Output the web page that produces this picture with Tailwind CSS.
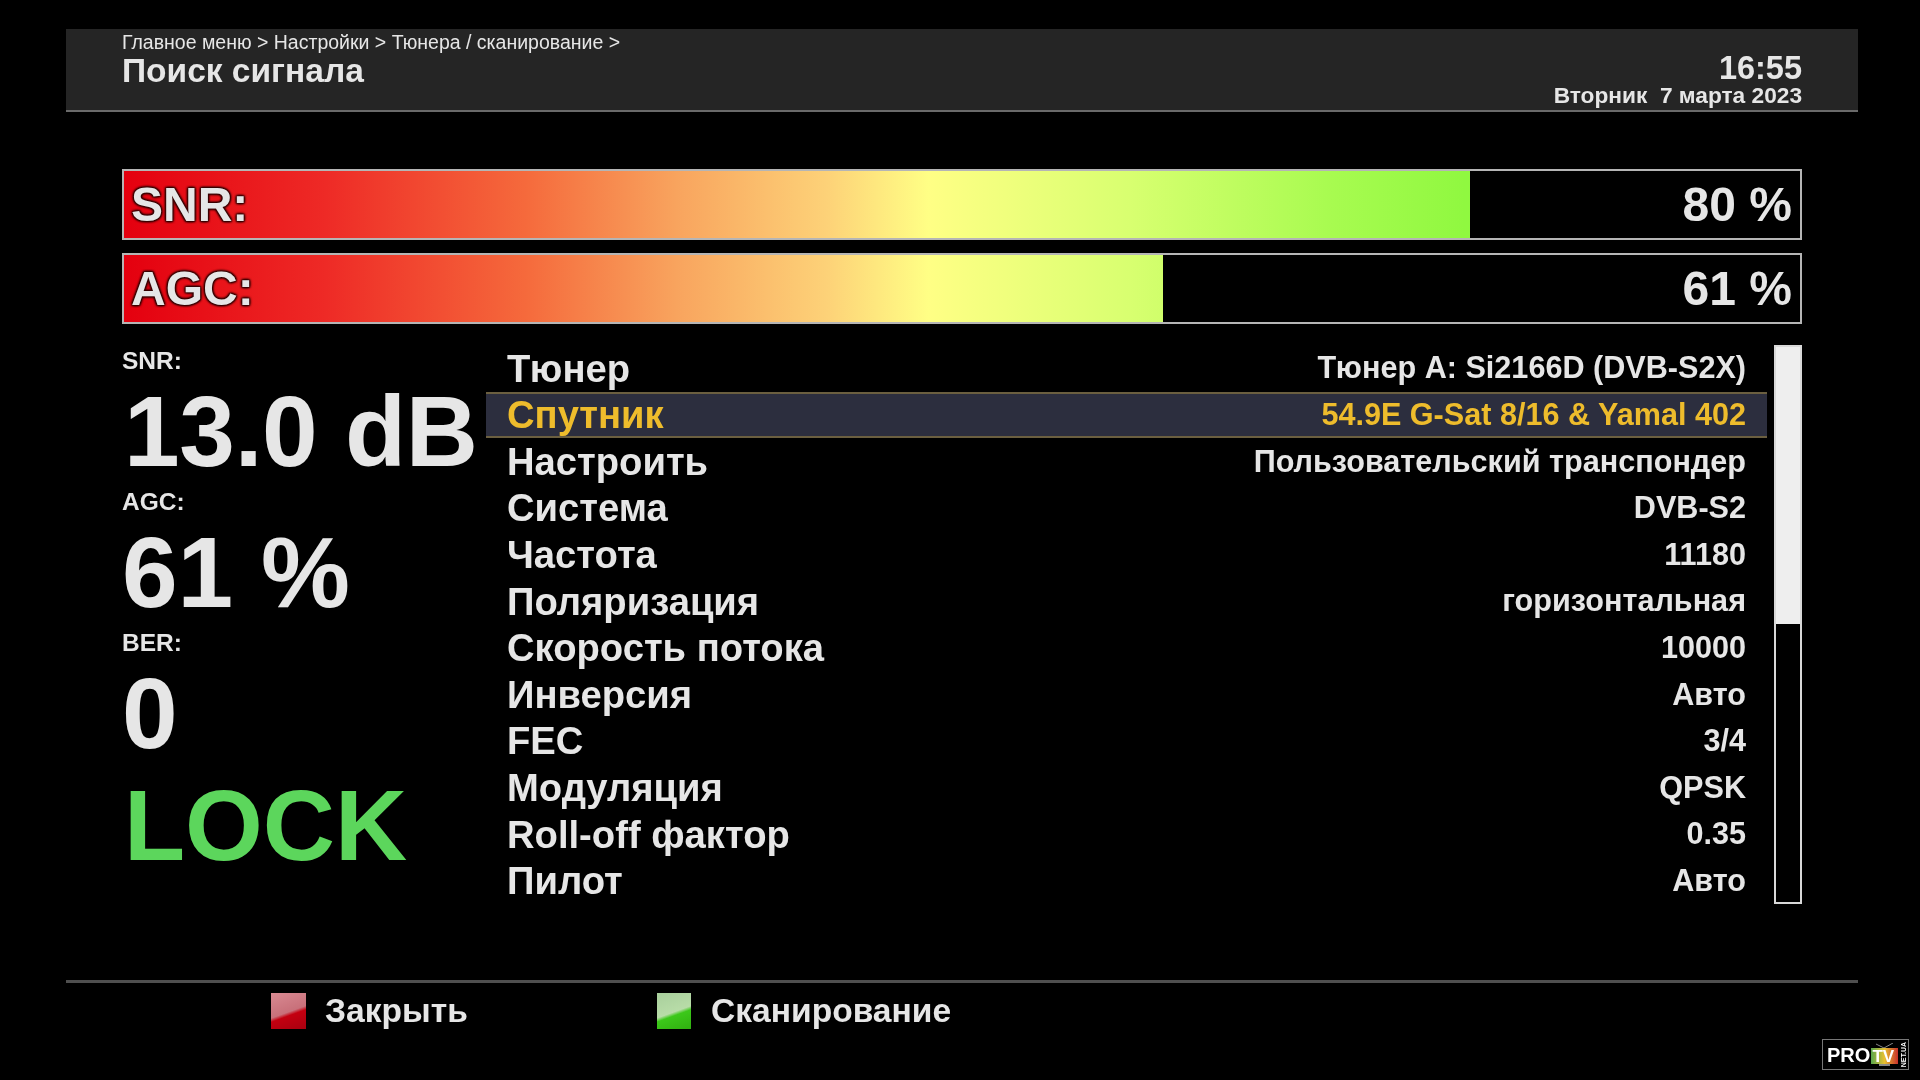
<!DOCTYPE html>
<html lang="ru">
<head>
    <meta charset="UTF-8" />
    <title>Поиск сигнала</title>
    <script src="https://cdn.jsdelivr.net/npm/@tailwindcss/browser@4"></script>
</head>
<body class="bg-black">
    <div class="relative w-[1920px] h-[1080px] overflow-hidden bg-black pt-[29px] font-['Liberation_Sans',sans-serif] text-[#e6e6e6] blur-[0.6px]">
        <!-- header -->
        <header class="ml-[66px] w-[1792px] h-[83px] flex justify-between bg-[#252525] border-b-2 border-[#6a6a6a] px-[56px]">
            <div>
                <div class="text-[19.5px] leading-[26px]">Главное меню &gt; Настройки &gt; Тюнера / сканирование &gt;</div>
                <div class="text-[33.5px] leading-[34px] mt-[-1px] font-bold">Поиск сигнала</div>
            </div>
            <div class="text-right font-bold pt-[24px]">
                <div class="text-[32.5px] leading-[31px]">16:55</div>
                <div class="text-[22.7px] leading-[22px]">Вторник&nbsp; 7 марта 2023</div>
            </div>
        </header>

        <!-- bars -->
        <div class="mt-[57px] mr-[118px] ml-[122px] flex flex-col gap-[13px]">
            <div class="relative h-[71px] border-2 border-[#b5b5b5]">
                <div class="absolute inset-y-0 left-0 w-[80.3%] bg-[length:1676px_100%] bg-[linear-gradient(90deg,#e4000f_0%,#ee2a26_12%,#f56a3c_24%,#f8a45e_33%,#fdd278_42%,#ffff85_48%,#d8ff70_60%,#a8fb50_72%,#90f840_80%)]"></div>
                <div class="relative h-full flex items-center justify-between pl-[7px] pr-[8px] text-[48px] font-bold">
                    <span class="[text-shadow:0_0_3px_#300,1px_1px_2px_#300,-1px_-1px_2px_#300,1px_-1px_2px_#300,-1px_1px_2px_#300]">SNR:</span>
                    <span>80 %</span>
                </div>
            </div>
            <div class="relative h-[71px] border-2 border-[#b5b5b5]">
                <div class="absolute inset-y-0 left-0 w-[62%] bg-[length:1676px_100%] bg-[linear-gradient(90deg,#e4000f_0%,#ee2a26_12%,#f56a3c_24%,#f8a45e_33%,#fdd278_42%,#ffff85_48%,#d8ff70_60%,#a8fb50_72%,#90f840_80%)]"></div>
                <div class="relative h-full flex items-center justify-between pl-[7px] pr-[8px] text-[48px] font-bold">
                    <span class="[text-shadow:0_0_3px_#300,1px_1px_2px_#300,-1px_-1px_2px_#300,1px_-1px_2px_#300,-1px_1px_2px_#300]">AGC:</span>
                    <span>61 %</span>
                </div>
            </div>
        </div>

        <!-- main -->
        <div class="mt-[21px] ml-[122px] flex">
            <div class="w-[364px] font-bold pt-[1px]">
                <div class="h-[141px]">
                    <div class="text-[24.5px] leading-[30px]">SNR:</div>
                    <div class="text-[100px] leading-[111px] pl-[2px] tracking-[-0.3px] whitespace-nowrap">13.0 dB</div>
                </div>
                <div class="h-[141px]">
                    <div class="text-[24.5px] leading-[30px]">AGC:</div>
                    <div class="text-[100px] leading-[111px]">61 %</div>
                </div>
                <div class="h-[141px]">
                    <div class="text-[24.5px] leading-[30px]">BER:</div>
                    <div class="text-[100px] leading-[111px]">0</div>
                </div>
                <div class="text-[100px] leading-[111px] text-[#5cd65c] pl-[2px] pt-[1px]">LOCK</div>
            </div>

            <div class="w-[1281px] font-bold">
                <div class="h-[46.6px] flex items-center justify-between px-[21px]"><span class="text-[38.2px]">Тюнер</span><span class="text-[30.6px]">Тюнер A: Si2166D (DVB-S2X)</span></div>
                <div class="h-[46.6px] flex items-center justify-between px-[21px] text-[#eebc2c] bg-[#2c2e3e] border-y-2 border-[#6b5f40]"><span class="text-[38.2px]">Спутник</span><span class="text-[30.6px]">54.9E G-Sat 8/16 &amp; Yamal 402</span></div>
                <div class="h-[46.6px] flex items-center justify-between px-[21px]"><span class="text-[38.2px]">Настроить</span><span class="text-[30.6px]">Пользовательский транспондер</span></div>
                <div class="h-[46.6px] flex items-center justify-between px-[21px]"><span class="text-[38.2px]">Система</span><span class="text-[30.6px]">DVB-S2</span></div>
                <div class="h-[46.6px] flex items-center justify-between px-[21px]"><span class="text-[38.2px]">Частота</span><span class="text-[30.6px]">11180</span></div>
                <div class="h-[46.6px] flex items-center justify-between px-[21px]"><span class="text-[38.2px]">Поляризация</span><span class="text-[30.6px]">горизонтальная</span></div>
                <div class="h-[46.6px] flex items-center justify-between px-[21px]"><span class="text-[38.2px]">Скорость потока</span><span class="text-[30.6px]">10000</span></div>
                <div class="h-[46.6px] flex items-center justify-between px-[21px]"><span class="text-[38.2px]">Инверсия</span><span class="text-[30.6px]">Авто</span></div>
                <div class="h-[46.6px] flex items-center justify-between px-[21px]"><span class="text-[38.2px]">FEC</span><span class="text-[30.6px]">3/4</span></div>
                <div class="h-[46.6px] flex items-center justify-between px-[21px]"><span class="text-[38.2px]">Модуляция</span><span class="text-[30.6px]">QPSK</span></div>
                <div class="h-[46.6px] flex items-center justify-between px-[21px]"><span class="text-[38.2px]">Roll-off фактор</span><span class="text-[30.6px]">0.35</span></div>
                <div class="h-[46.6px] flex items-center justify-between px-[21px]"><span class="text-[38.2px]">Пилот</span><span class="text-[30.6px]">Авто</span></div>
            </div>

            <!-- scrollbar -->
            <div class="ml-[7px] w-[28px] h-[559px] border-2 border-[#d8d8d8]">
                <div class="h-[277px] bg-[#eeeeee]"></div>
            </div>
        </div>

        <!-- footer -->
        <footer class="absolute left-[66px] top-[980px] w-[1792px] border-t-[3px] border-[#4f4f4f] flex pt-[3px] text-[33.6px] font-bold">
            <div class="ml-[205px] w-[386px] flex items-center">
                <div class="w-[35px] h-[36px] bg-[linear-gradient(160deg,#d98a92_0%,#c8707a_52%,#c40010_60%,#a80010_100%)]"></div>
                <span class="ml-[19px]">Закрыть</span>
            </div>
            <div class="flex items-center">
                <div class="w-[34px] h-[36px] bg-[linear-gradient(160deg,#a8cf9c_0%,#b8dca8_52%,#3cc81a_60%,#30b010_100%)]"></div>
                <span class="ml-[20px]">Сканирование</span>
            </div>
        </footer>

        <!-- watermark -->
        <div class="absolute left-[1822px] top-[1039px] w-[87px] h-[31px] border border-[#777] bg-black flex items-center pl-[4px] font-bold text-white">
            <span class="text-[20px] leading-none">PRO</span>
            <div class="relative w-[29px] h-[24px]">
                <svg class="absolute inset-0" width="29" height="24" viewBox="0 0 29 24">
                    <defs>
                        <linearGradient id="tvscreen" x1="0" y1="0" x2="1" y2="0">
                            <stop offset="0" stop-color="#5aa84f" />
                            <stop offset="0.5" stop-color="#e8c030" />
                            <stop offset="1" stop-color="#c8302b" />
                        </linearGradient>
                    </defs>
                    <path d="M6 1 L14 5 L23 0" fill="none" stroke="#888" stroke-width="1" />
                    <rect x="1" y="5" width="27" height="16" fill="url(#tvscreen)" />
                    <rect x="9" y="21" width="11" height="2" fill="#888" />
                </svg>
                <span class="absolute inset-x-0 top-[5px] text-center text-[17px] leading-none">TV</span>
            </div>
            <span class="ml-[2px] w-[11px] h-[27px] text-white text-[7px] flex items-center justify-center"><span class="[writing-mode:vertical-rl] rotate-180 leading-none">NET.UA</span></span>
        </div>
    </div>
</body>
</html>
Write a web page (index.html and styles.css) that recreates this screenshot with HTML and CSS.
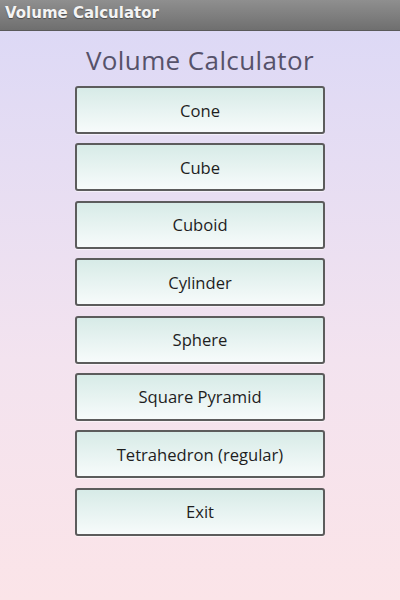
FILE: index.html
```html
<!DOCTYPE html>
<html lang="en">
<head>
  <meta charset="UTF-8" />
  <meta name="viewport" content="width=device-width, initial-scale=1" />
  <title>Volume Calculator</title>
  <link rel="stylesheet" href="styles.css">
</head>
<body>
  <div class="titlebar">Volume Calculator</div>

  <div class="main">
    <h1>Volume Calculator</h1>
    <div class="menu-list">
      <button>Cone</button>
      <button>Cube</button>
      <button>Cuboid</button>
      <button>Cylinder</button>
      <button>Sphere</button>
      <button>Square Pyramid</button>
      <button>Tetrahedron (regular)</button>
      <button>Exit</button>
    </div>
  </div>
</body>
</html>
```

FILE: styles.css
```css
/* Reset */
* {
  box-sizing: border-box;
}

body {
  margin: 0;
  height: 600px;
  font-family: 'Open Sans', 'DejaVu Sans', sans-serif;
  background: linear-gradient(to bottom, #dbd8f6, #f3e3ef 60%, #fbe4e8);
  overflow: hidden;
}

/* Title bar */
.titlebar {
  height: 31px;
  padding: 4px 0 0 5px;
  background: linear-gradient(to bottom, #8f8f8f, #6f6f6f);
  border-bottom: 1px solid #5a5a5a;
  color: #f4f4f4;
  font-family: 'DejaVu Sans', sans-serif;
  font-weight: bold;
  font-size: 15px;
  text-shadow: 0 1px 1px rgba(0,0,0,0.4);
}

/* Main */
.main {
  display: flex;
  flex-direction: column;
  align-items: center;
}
h1 {
  margin: 11px 0 0;
  height: 44px;
  font-weight: normal;
  font-size: 26px;
  color: #56526a;
  letter-spacing: 0.4px;
}

.menu-list {
  display: flex;
  flex-direction: column;
  gap: 9.4px;
}
.menu-list button {
  width: 250px;
  height: 48px;
  border: 2px solid #5c5c5c;
  border-radius: 3px;
  background: linear-gradient(to bottom, #d7ebe7, #f7fbfb);
  color: #1e1e1e;
  font-family: 'Open Sans', 'DejaVu Sans', sans-serif;
  font-size: 16.6px;
  padding: 0;
  box-shadow: 0 1px 1px rgba(255,255,255,0.6);
}
```
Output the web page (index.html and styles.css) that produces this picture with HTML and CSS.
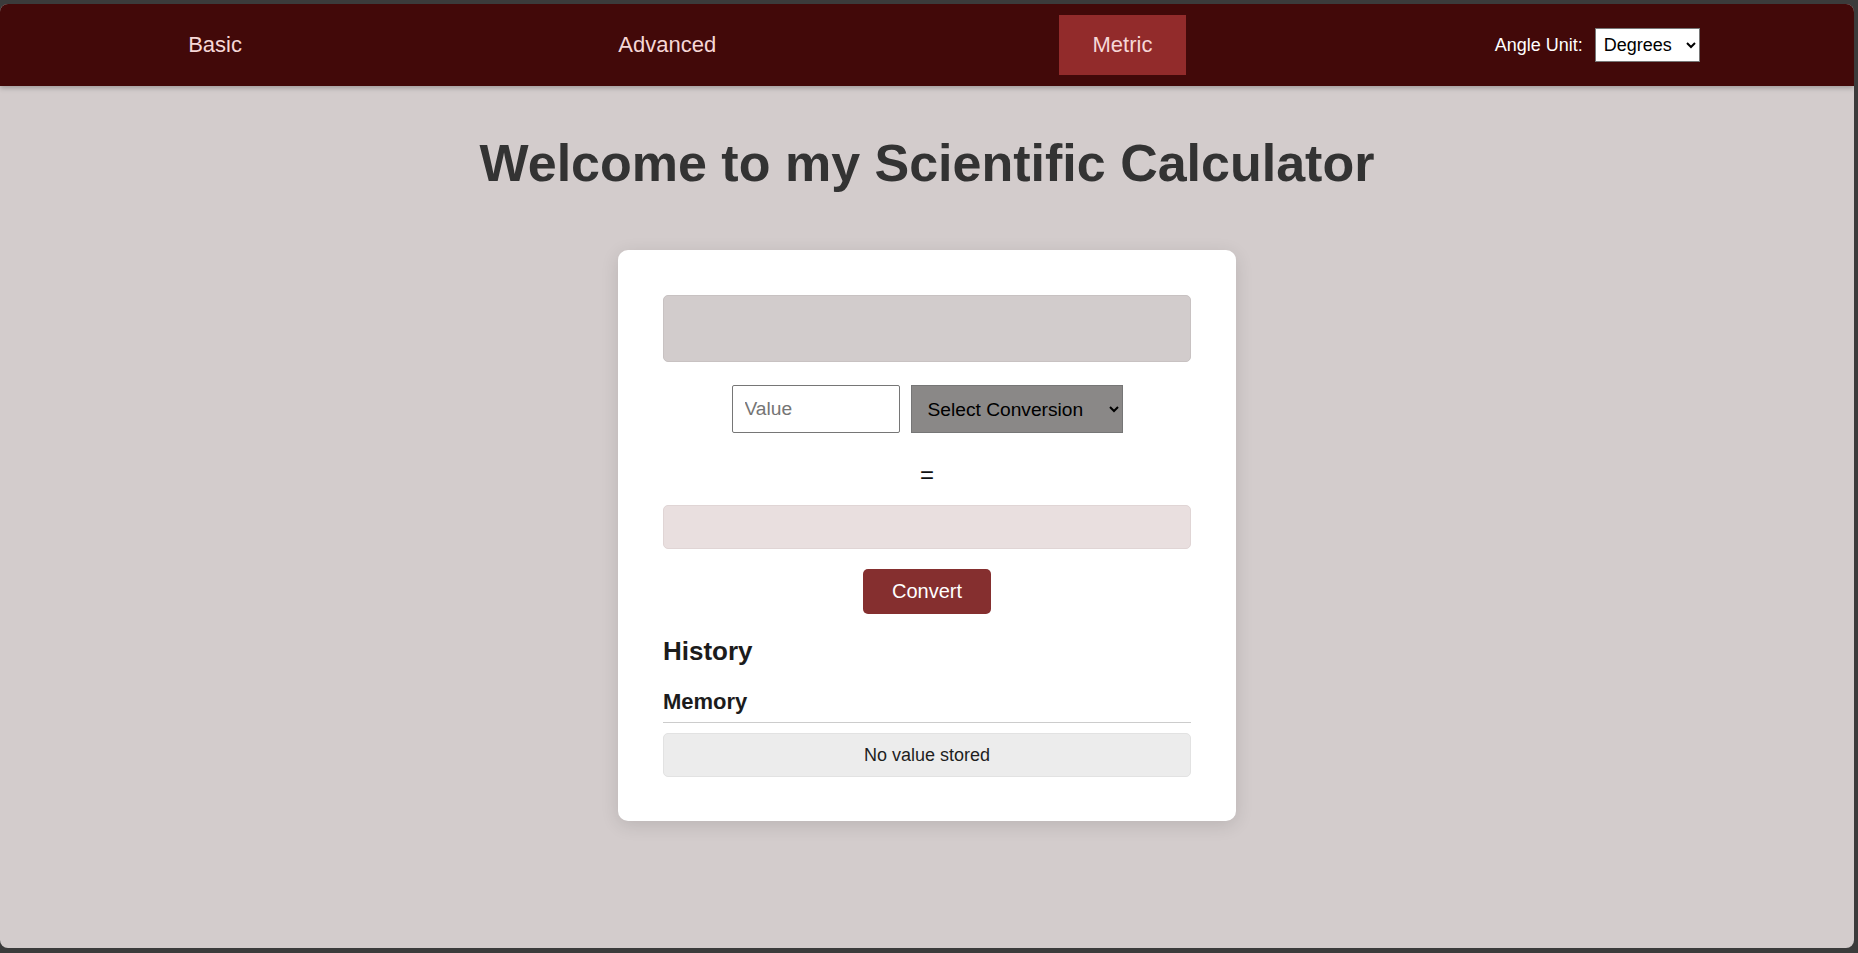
++++
**REQUIREMENT**: Look through the records and gather every line containing "with".

**IN RESPONSE**:
Output the web page that produces this picture with Tailwind CSS.
Write a web page (index.html and styles.css) that recreates this screenshot with HTML and CSS.
Output the web page (index.html and styles.css) that produces this picture with HTML and CSS.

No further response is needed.